Round two – chemotherapy

Round three – radiation

Round four – Herceptin

Herceptin is one of the modern treatments that is different from chemotherapy. It is called a monoclonal antibody which utilises the natural immune system to kill tumour cells.

Herceptin can reduce the chance of breast cancer coming back after initial treatment for early breast cancer. However, it is only effective for women whose breast cancer cells have a large number of the HER2 receptors on their surface. This is known as being HER2-positive. Around 1 in 5 women (20%) with breast cancer are HER2-positive.

Herceptin specifically recognises and binds to the HER2 protein on breast cancer cells. This stops the cancer cells from growing and multiplying and also triggers the immune system to attack the cancerous cells.

What this means for me is that I need to have an intravenous infusion every three weeks for up to a year. Most women tolerate the treatment well and carry on with normal life throughout.
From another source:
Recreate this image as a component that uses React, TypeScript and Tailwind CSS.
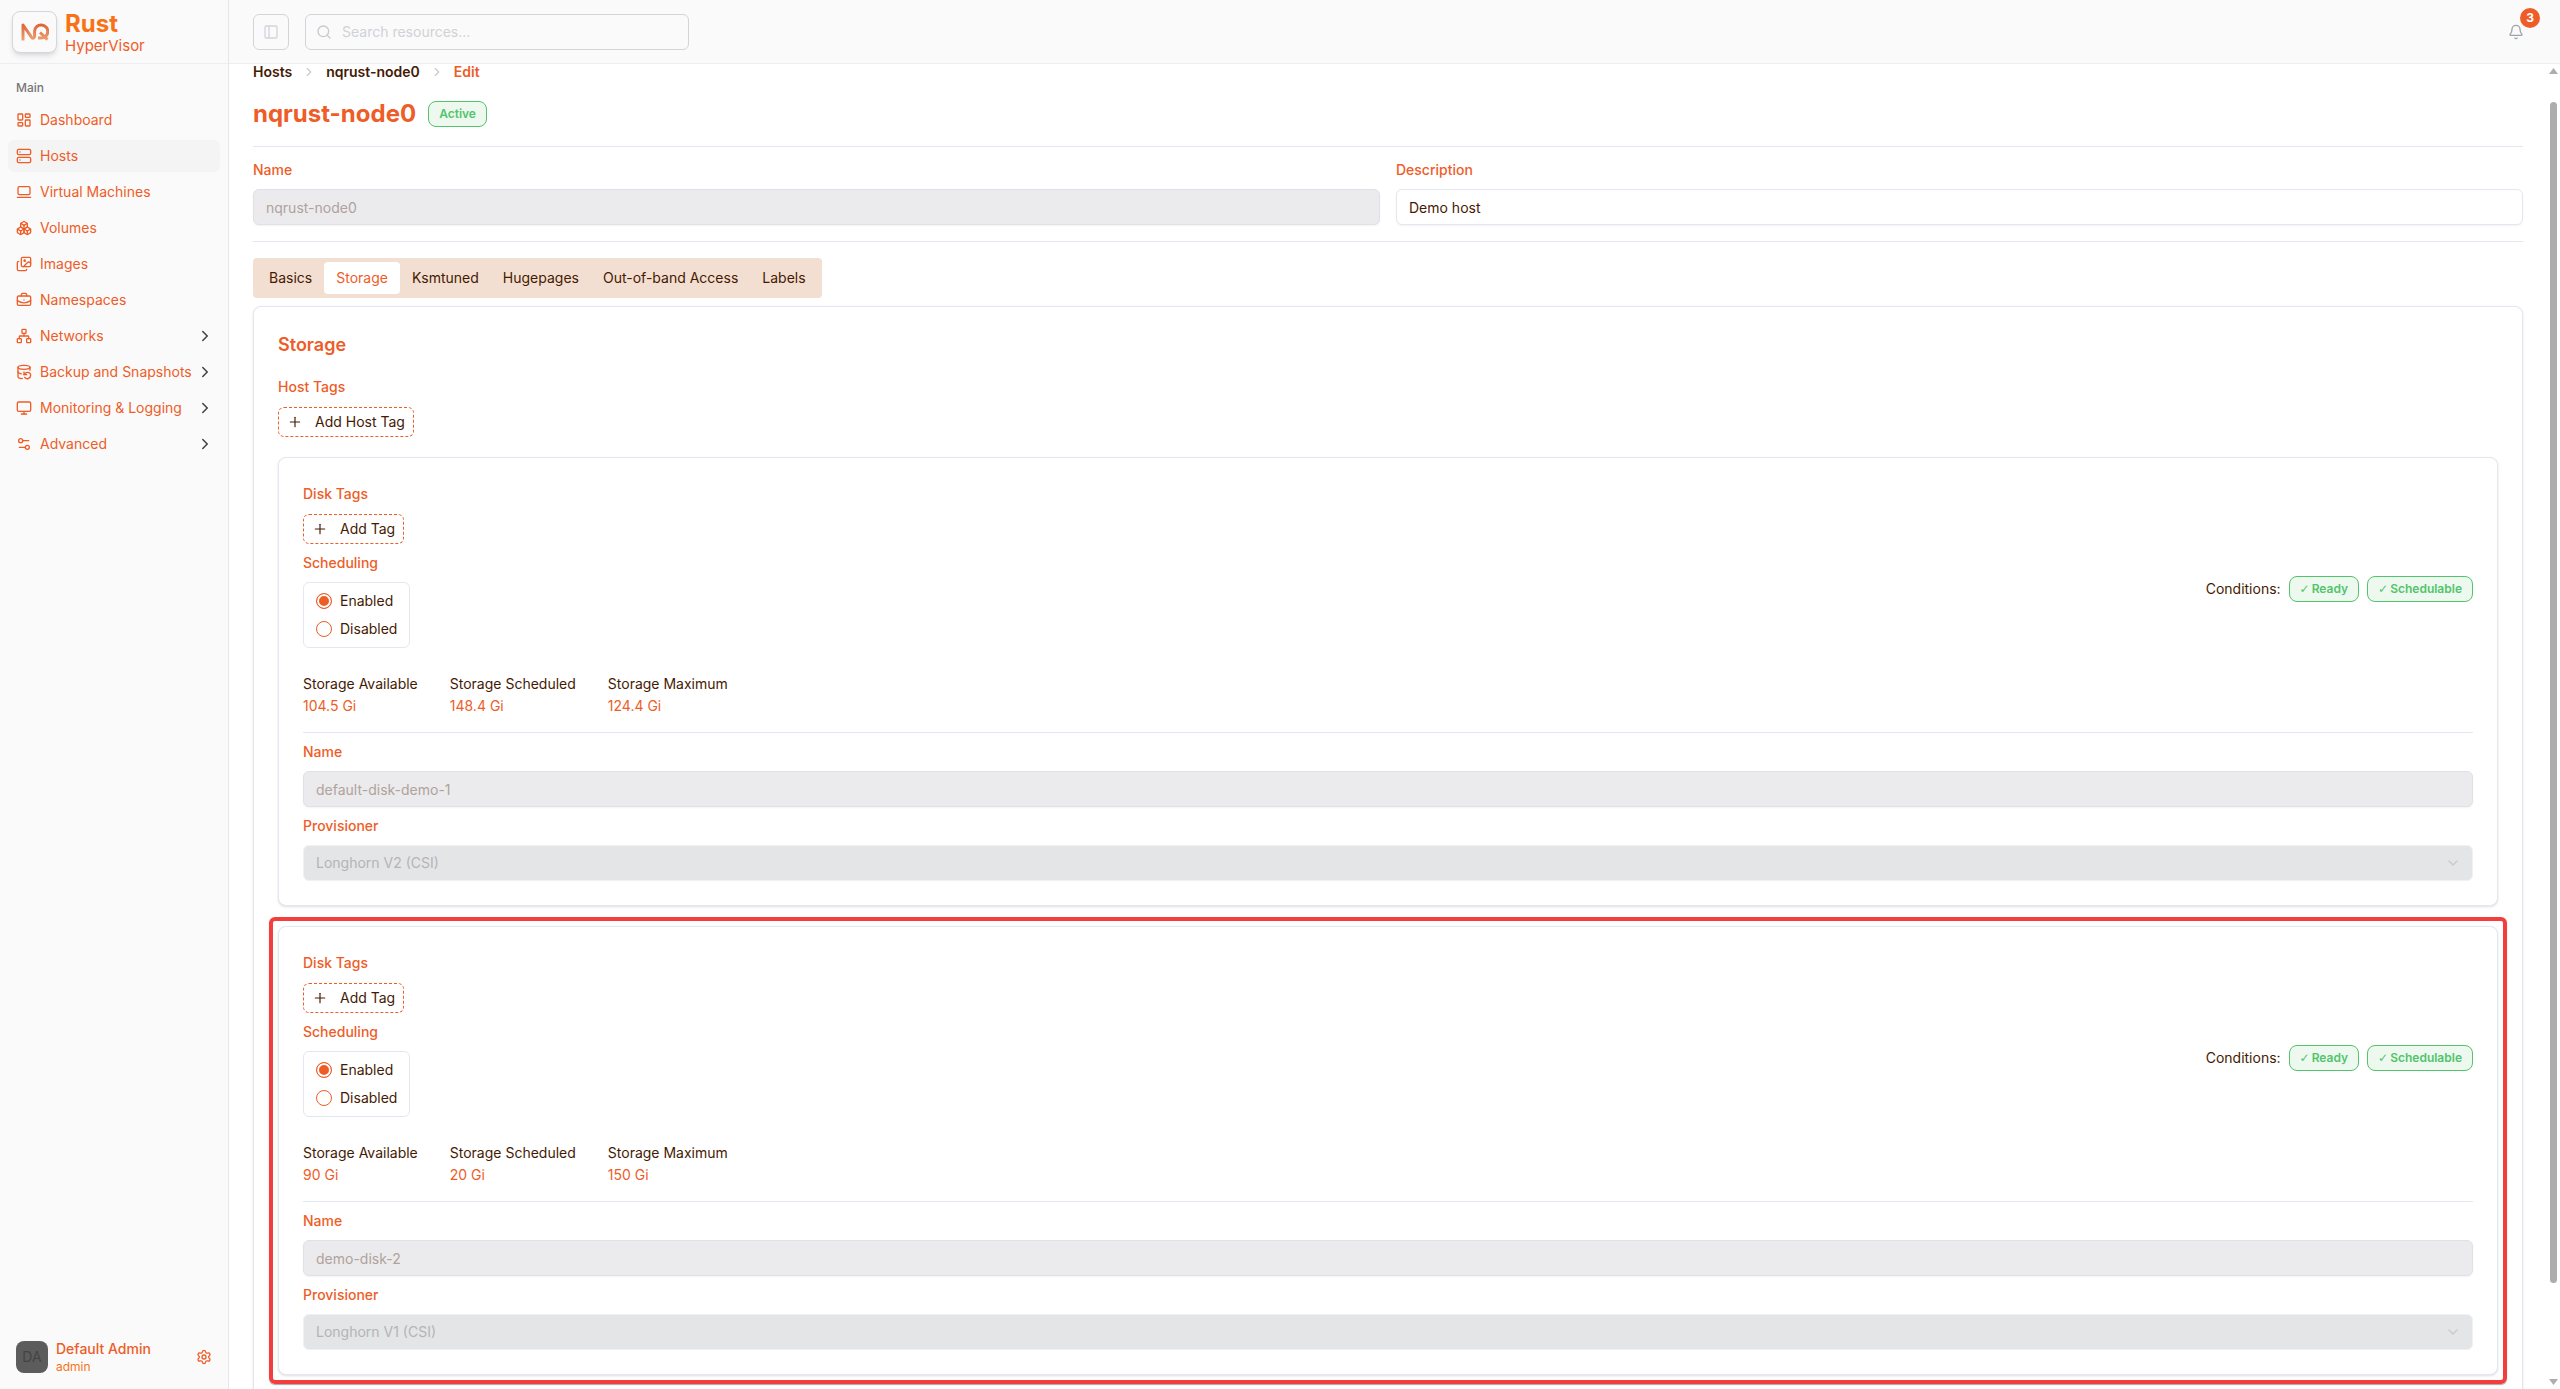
import {
  Bell,
  Boxes,
  BriefcaseBusiness,
  ChevronDown,
  ChevronRight,
  DatabaseBackup,
  Images,
  LaptopMinimal,
  LayoutDashboard,
  Monitor,
  Network,
  PanelLeft,
  Plus,
  Search,
  Server,
  Settings,
  Settings2,
  type LucideIcon,
} from "lucide-react";
import { useState } from "react";

type NavItem = {
  label: string;
  icon: LucideIcon;
  active?: boolean;
  nested?: boolean;
};

type Disk = {
  id: string;
  name: string;
  provisioner: string;
  available: string;
  scheduled: string;
  maximum: string;
  highlighted?: boolean;
};

const NAV_ITEMS: NavItem[] = [
  { label: "Dashboard", icon: LayoutDashboard },
  { label: "Hosts", icon: Server, active: true },
  { label: "Virtual Machines", icon: LaptopMinimal },
  { label: "Volumes", icon: Boxes },
  { label: "Images", icon: Images },
  { label: "Namespaces", icon: BriefcaseBusiness },
  { label: "Networks", icon: Network, nested: true },
  { label: "Backup and Snapshots", icon: DatabaseBackup, nested: true },
  { label: "Monitoring & Logging", icon: Monitor, nested: true },
  { label: "Advanced", icon: Settings2, nested: true },
];

const TABS = ["Basics", "Storage", "Ksmtuned", "Hugepages", "Out-of-band Access", "Labels"];

const DISKS: Disk[] = [
  {
    id: "disk-1",
    name: "default-disk-demo-1",
    provisioner: "Longhorn V2 (CSI)",
    available: "104.5 Gi",
    scheduled: "148.4 Gi",
    maximum: "124.4 Gi",
  },
  {
    id: "disk-2",
    name: "demo-disk-2",
    provisioner: "Longhorn V1 (CSI)",
    available: "90 Gi",
    scheduled: "20 Gi",
    maximum: "150 Gi",
    highlighted: true,
  },
];

const labelClass = "mb-2 block text-sm leading-[22px] font-medium text-[#ee5d27]";
const inputClass =
  "block h-9 w-full rounded-md border border-[#e2e8f0] bg-white px-3 text-sm text-[#451a03] shadow-xs disabled:border-[#e0e1e6] disabled:bg-[#ebebed] disabled:text-[#b0a29c]";

function Logo() {
  return (
    <svg viewBox="0 0 28 20" className="h-5 w-7" fill="none" strokeWidth="3" strokeLinejoin="round">
      <defs>
        <linearGradient id="logo-fill" gradientUnits="userSpaceOnUse" x1="0" y1="1" x2="0" y2="19">
          <stop offset="0" stopColor="#dd5f2f" />
          <stop offset="1" stopColor="#eda379" />
        </linearGradient>
      </defs>
      <path
        d="M2 18.5V3l8.6 12.3c1.2 1.6 3 1 3-1V9.2a6.6 6.6 0 1 1 6.6 6.9H17"
        stroke="url(#logo-fill)"
      />
      <path d="M19 10.5l7.5 7.2" stroke="url(#logo-fill)" />
    </svg>
  );
}

function Sidebar() {
  return (
    <aside className="flex w-[229px] shrink-0 flex-col border-r border-[#e5e7eb] bg-[#fafafa]">
      <div className="flex h-16 shrink-0 items-center gap-2 border-b border-[#eeeeef] px-3">
        <div className="flex h-[42px] w-[45px] items-center justify-center rounded-lg border border-[#d5d7e0] bg-[#fafafa] shadow-md">
          <Logo />
        </div>
        <div className="flex flex-col pt-1">
          <span className="text-2xl leading-6 font-bold text-[#f97316]">Rust</span>
          <span className="text-[15px] leading-5 text-[#ee5d27]">HyperVisor</span>
        </div>
      </div>

      <nav aria-label="Main" className="flex flex-1 flex-col p-2">
        <div className="flex h-8 items-center px-2 text-xs font-medium text-[#777777]">Main</div>
        <ul className="flex flex-col gap-1">
          {NAV_ITEMS.map(({ label, icon: Icon, active, nested }) => (
            <li key={label}>
              <a
                href="#"
                aria-current={active ? "page" : undefined}
                className={`flex h-8 items-center gap-2 rounded-md pr-1.5 pl-2 text-sm whitespace-nowrap text-[#ee5d27] ${active ? "bg-[#f4f4f5]" : ""}`}
              >
                <Icon className="size-4 shrink-0" />
                <span className="min-w-0 flex-1">{label}</span>
                {nested ? <ChevronRight className="size-[18px] shrink-0 text-[#3f3f46]" /> : null}
              </a>
            </li>
          ))}
        </ul>
      </nav>

      <div className="flex items-center gap-2 px-4 pt-4 pb-3.5">
        <div className="flex size-8 items-center justify-center rounded-lg bg-[#5c5c5c] text-sm text-[#444444]">
          DA
        </div>
        <div className="flex flex-1 flex-col">
          <span className="text-sm leading-5 font-medium text-[#ee5d27]">Default Admin</span>
          <span className="text-xs leading-4 text-[#f97316]">admin</span>
        </div>
        <button type="button" aria-label="Settings" className="text-[#ee5d27]">
          <Settings className="size-4" />
        </button>
      </div>
    </aside>
  );
}

function TopBar() {
  return (
    <header className="flex h-16 shrink-0 items-center gap-4 border-b border-[#eeeeef] bg-[#fafafa] pr-9 pl-6">
      <button
        type="button"
        aria-label="Toggle sidebar"
        className="flex size-9 items-center justify-center rounded-md border border-[#d1d5db] text-[#d1d5db]"
      >
        <PanelLeft className="size-4" />
      </button>
      <label className="flex h-9 w-96 items-center gap-2.5 rounded-md border border-[#d1d5db] px-2.5">
        <Search className="size-4 shrink-0 text-[#c6c9ce]" />
        <input
          type="search"
          aria-label="Search resources"
          placeholder="Search resources..."
          className="w-full bg-transparent text-sm outline-none placeholder:text-[#cfd2d7]"
        />
      </label>
      <button
        type="button"
        aria-label="Notifications"
        className="relative ml-auto flex size-4 items-center justify-center text-[#9ca3af]"
      >
        <Bell className="size-4" />
        <span className="absolute -top-4 left-3 flex size-5 items-center justify-center rounded-full bg-[#ee5d27] text-xs font-bold text-white">
          3
        </span>
      </button>
    </header>
  );
}

function StatusBadge({ children, check }: { children: string; check?: boolean }) {
  return (
    <span className="flex h-[26px] items-center gap-0.5 rounded-lg border border-[#51c46c] bg-[#edf9ef] px-2.5 text-xs leading-4 font-semibold whitespace-nowrap text-[#51c46c]">
      {check ? <span className="font-['DejaVu_Sans',sans-serif]">✓</span> : null}
      {children}
    </span>
  );
}

function AddButton({ children }: { children: string }) {
  return (
    <button
      type="button"
      className="flex h-[30px] w-fit items-center gap-3 rounded-md border border-dashed border-[#ee5d27] px-2 text-sm text-[#451a03]"
    >
      <Plus className="size-4" strokeWidth={1.75} />
      {children}
    </button>
  );
}

function SchedulingOptions({ diskId }: { diskId: string }) {
  const [value, setValue] = useState("Enabled");

  return (
    <fieldset>
      <legend className={labelClass}>Scheduling</legend>
      <div className="flex w-fit flex-col gap-2 rounded-md border border-[#e2e8f0] px-3 py-2">
        {["Enabled", "Disabled"].map((option) => (
          <label key={option} className="flex h-5 items-center gap-2 text-sm text-[#451a03]">
            <input
              type="radio"
              name={`${diskId}-scheduling`}
              checked={value === option}
              onChange={() => setValue(option)}
              className="size-4 appearance-none rounded-full border border-[#ee5d27] checked:bg-[#ee5d27] checked:shadow-[inset_0_0_0_2px_white]"
            />
            {option}
          </label>
        ))}
      </div>
    </fieldset>
  );
}

function DiskCard({ disk }: { disk: Disk }) {
  const stats = [
    ["Storage Available", disk.available],
    ["Storage Scheduled", disk.scheduled],
    ["Storage Maximum", disk.maximum],
  ];

  return (
    <section className="relative rounded-lg border border-[#e2e8f0] bg-white p-6 shadow-sm">
      <h3 className="mb-2 text-sm leading-6 font-medium text-[#ee5d27]">Disk Tags</h3>
      <AddButton>Add Tag</AddButton>

      <div className="mt-2 flex items-start justify-between">
        <SchedulingOptions diskId={disk.id} />
        <div className="flex items-center gap-2 pt-6 text-sm text-[#451a03]">
          <span>Conditions:</span>
          <StatusBadge check>Ready</StatusBadge>
          <StatusBadge check>Schedulable</StatusBadge>
        </div>
      </div>

      <dl className="mt-[26px] flex gap-8 text-sm leading-5">
        {stats.map(([term, amount]) => (
          <div key={term} className="flex flex-col gap-0.5">
            <dt className="text-[#451a03]">{term}</dt>
            <dd className="text-[#ee5d27]">{amount}</dd>
          </div>
        ))}
      </dl>

      <hr className="mt-4 mb-2 border-[#e2e8f0]" />

      <label htmlFor={`${disk.id}-name`} className={labelClass}>
        Name
      </label>
      <input id={`${disk.id}-name`} className={inputClass} defaultValue={disk.name} disabled />

      <label htmlFor={`${disk.id}-provisioner`} className={`mt-2 ${labelClass}`}>
        Provisioner
      </label>
      <div className="relative">
        <select
          id={`${disk.id}-provisioner`}
          disabled
          className="block h-9 w-full appearance-none rounded-md border border-[#f0f1f3] bg-[#e4e5e7] px-3 text-sm text-[#b4b4b5] opacity-100"
        >
          <option>{disk.provisioner}</option>
        </select>
        <ChevronDown className="pointer-events-none absolute top-2.5 right-3 size-4 text-[#c8c9cb]" />
      </div>

      {disk.highlighted ? (
        <div className="pointer-events-none absolute -inset-2.5 rounded-md border-4 border-[#f43d3d] shadow-[0_1px_1px_rgba(0,0,0,0.35)]" />
      ) : null}
    </section>
  );
}

function Scrollbar() {
  return (
    <div aria-hidden="true" className="flex w-[13px] shrink-0 flex-col items-center py-1 text-[#adadad]">
      <svg viewBox="0 0 9 6" className="h-1.5 w-[9px]" fill="currentColor">
        <path d="M4.5 0 9 6H0z" />
      </svg>
      <div className="mt-7 mb-24 w-[7px] flex-1 rounded-full bg-[#adadad]" />
      <svg viewBox="0 0 9 6" className="h-1.5 w-[9px]" fill="currentColor">
        <path d="M0 0h9L4.5 6z" />
      </svg>
    </div>
  );
}

export default function App() {
  const [tab, setTab] = useState("Storage");

  return (
    <div className="flex h-screen overflow-hidden bg-white font-['Inter',sans-serif]">
      <Sidebar />

      <div className="flex min-w-0 flex-1 flex-col">
        <TopBar />

        <div className="flex min-h-0 flex-1">
          <main className="min-w-0 flex-1 overflow-hidden px-6">
            <nav aria-label="Breadcrumb">
              <ol className="flex items-center gap-2.5 text-sm leading-4 font-semibold text-[#451a03]">
                <li>
                  <a href="#">Hosts</a>
                </li>
                <li aria-hidden="true">
                  <ChevronRight className="size-3.5 text-[#c9c9cc]" />
                </li>
                <li>
                  <a href="#">nqrust-node0</a>
                </li>
                <li aria-hidden="true">
                  <ChevronRight className="size-3.5 text-[#c9c9cc]" />
                </li>
                <li aria-current="page" className="text-[#ee5d27]">
                  Edit
                </li>
              </ol>
            </nav>

            <div className="mt-[18px] flex items-center gap-3">
              <h1 className="text-2xl font-bold text-[#ee5d27]">nqrust-node0</h1>
              <StatusBadge>Active</StatusBadge>
            </div>

            <hr className="mt-4 mb-3 border-[#e2e8f0]" />

            <div className="grid grid-cols-2 gap-4">
              <div>
                <label htmlFor="host-name" className={labelClass}>
                  Name
                </label>
                <input id="host-name" className={inputClass} defaultValue="nqrust-node0" disabled />
              </div>
              <div>
                <label htmlFor="host-description" className={labelClass}>
                  Description
                </label>
                <input id="host-description" className={inputClass} defaultValue="Demo host" />
              </div>
            </div>

            <hr className="my-4 border-[#e2e8f0]" />

            <div role="tablist" className="flex h-10 w-fit rounded-sm bg-[#f3dfd1] p-1">
              {TABS.map((name) => (
                <button
                  key={name}
                  type="button"
                  role="tab"
                  aria-selected={tab === name}
                  onClick={() => setTab(name)}
                  className={`rounded-sm px-3 text-sm ${tab === name ? "bg-white text-[#ee5d27]" : "text-[#451a03]"}`}
                >
                  {name}
                </button>
              ))}
            </div>

            <section className="mt-2 rounded-lg border border-[#e2e8f0] bg-white p-6 shadow-sm">
              <h2 className="mb-4 text-lg leading-7 font-semibold text-[#ee5d27]">Storage</h2>
              <h3 className="mb-2 text-sm leading-6 font-medium text-[#ee5d27]">Host Tags</h3>
              <AddButton>Add Host Tag</AddButton>
              <div className="mt-5 flex flex-col gap-5">
                {DISKS.map((disk) => (
                  <DiskCard key={disk.id} disk={disk} />
                ))}
              </div>
            </section>
          </main>
          <Scrollbar />
        </div>
      </div>
    </div>
  );
}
But it can have some significant side effects. The most worrying one is damage to the heart that can be permanent.

I have had a full work up for my heart, including a treadmill test, and I am ‘fit for treatment’.

We see the consultant on Thursday to plan treatment to start as soon as possible.

Please continue to pray with me for protection and for healing.

The LORD is my strength and my defence, he has become my salvation.